The cruise ships would only pass us in columns of 6 or 7 ships in the mornings or evenings, as they usually docked at the temples in the morning and sailed from place to place at night.




»GTS Boards are an excellent bed substitute for camping on a SUP vacation«
With 25-30 km per day, we made good progress, bought bread, feta cheese, and tomatoes in small shops on the banks, and learned that there's always time for tea. The children were proud each time they could try out our SUPs or we took them for a small paddle tour on our boards. We spent the night in banana plantations or undisturbed on the islands in the Nile on our boards in sleeping bags. GTS boards are an excellent bed substitute for camping. Provisions can be easily stocked up in the city souks. For history buffs, in addition to Edfu & Esna, there are countless temples and tombs off the beaten path to explore, e.g., El Kab or the Al Kola pyramid. So we spent the unpaddleable day with almost 30 knots of wind as amateur archaeologists. It's incredible how well preserved these 3000-3500 year old witnesses of history are.
It is amazing how colorful and detailed the drawings are, reflecting life on the Nile at that time. Our last day towards Luxor – 30 km to paddle – was rewarded with a good current and tailwind, so we arrived at the Luxor Bridge by noon, 3 hours earlier than expected.

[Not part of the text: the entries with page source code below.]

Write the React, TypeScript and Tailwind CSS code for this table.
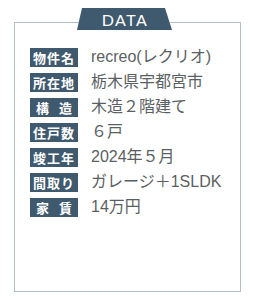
const rows: { label: string; value: string; spread?: boolean }[] = [
  { label: "物件名", value: "recreo(レクリオ)" },
  { label: "所在地", value: "栃木県宇都宮市" },
  { label: "構造", value: "木造２階建て", spread: true },
  { label: "住戸数", value: "６戸" },
  { label: "竣工年", value: "2024年５月" },
  { label: "間取り", value: "ガレージ＋1SLDK" },
  { label: "家賃", value: "14万円", spread: true },
];

export default function App() {
  return (
    <div
      className="w-[254px] h-[300px] bg-white pt-[22px] pl-[14px]"
      style={{ fontFamily: '"Liberation Sans", "Noto Sans CJK JP", sans-serif' }}
    >
      <div className="relative w-[227px] h-[270px] border-[1.5px] border-[#b3bec7]">
        <div className="absolute left-[62px] top-[-15px] w-[96px] h-[22px]">
          <svg width="96" height="22" viewBox="0 0 96 22" className="absolute inset-0">
            <polygon points="5,0 88,0 95,22 0,22" fill="#3f5a6e" />
          </svg>
          <div
            className="relative flex h-full items-center justify-center pt-[1px] text-[16px] tracking-[1.5px] text-white"
            style={{ fontFamily: "Lato, sans-serif" }}
          >
            DATA
          </div>
        </div>
        <div className="flex flex-col gap-[5px] pt-[24px] pl-[15px]">
          {rows.map((r) => (
            <div key={r.label} className="flex h-[20px] items-center">
              <div
                className={
                  "flex h-[19px] w-[48px] items-center bg-[#3f5a6e] text-[13px] font-bold leading-none text-white " +
                  (r.spread ? "justify-between px-[6px]" : "justify-center tracking-[1px]")
                }
                style={{ fontFamily: '"Noto Sans CJK JP", sans-serif' }}
              >
                {r.spread
                  ? r.label.split("").map((c) => <span key={c}>{c}</span>)
                  : r.label}
              </div>
              <div className="ml-[13px] text-[16px] leading-none text-[#5a5f63]">{r.value}</div>
            </div>
          ))}
        </div>
      </div>
    </div>
  );
}
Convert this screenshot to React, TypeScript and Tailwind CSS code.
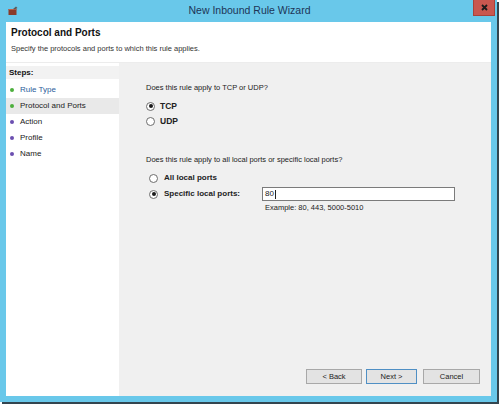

From there, we were accompanied for the first time by a tourist police boat. Here, the extent of the missing tourism since the revolution and now after Corona became clear. About 50 cruise ships lay stranded at the city entrance to Luxor on the banks of the Nile.
Our tourist police boat accompanied us directly to the hotel, where we could check in by SUP, as many of the hotels are built directly on the bank. After 9 days on the Nile (one of which was unpaddlable) and 200 kilometers paddled between Aswan and Luxor, we saw the sun set over the west bank one last time. With many interesting stories, small adventures, and a thousand new impressions, we finally ended our tour with a farewell paddle to the west bank, to visit the Valley of the Kings and the Colossi of Memnon, as well as the Hatshepsut Temple by bicycle.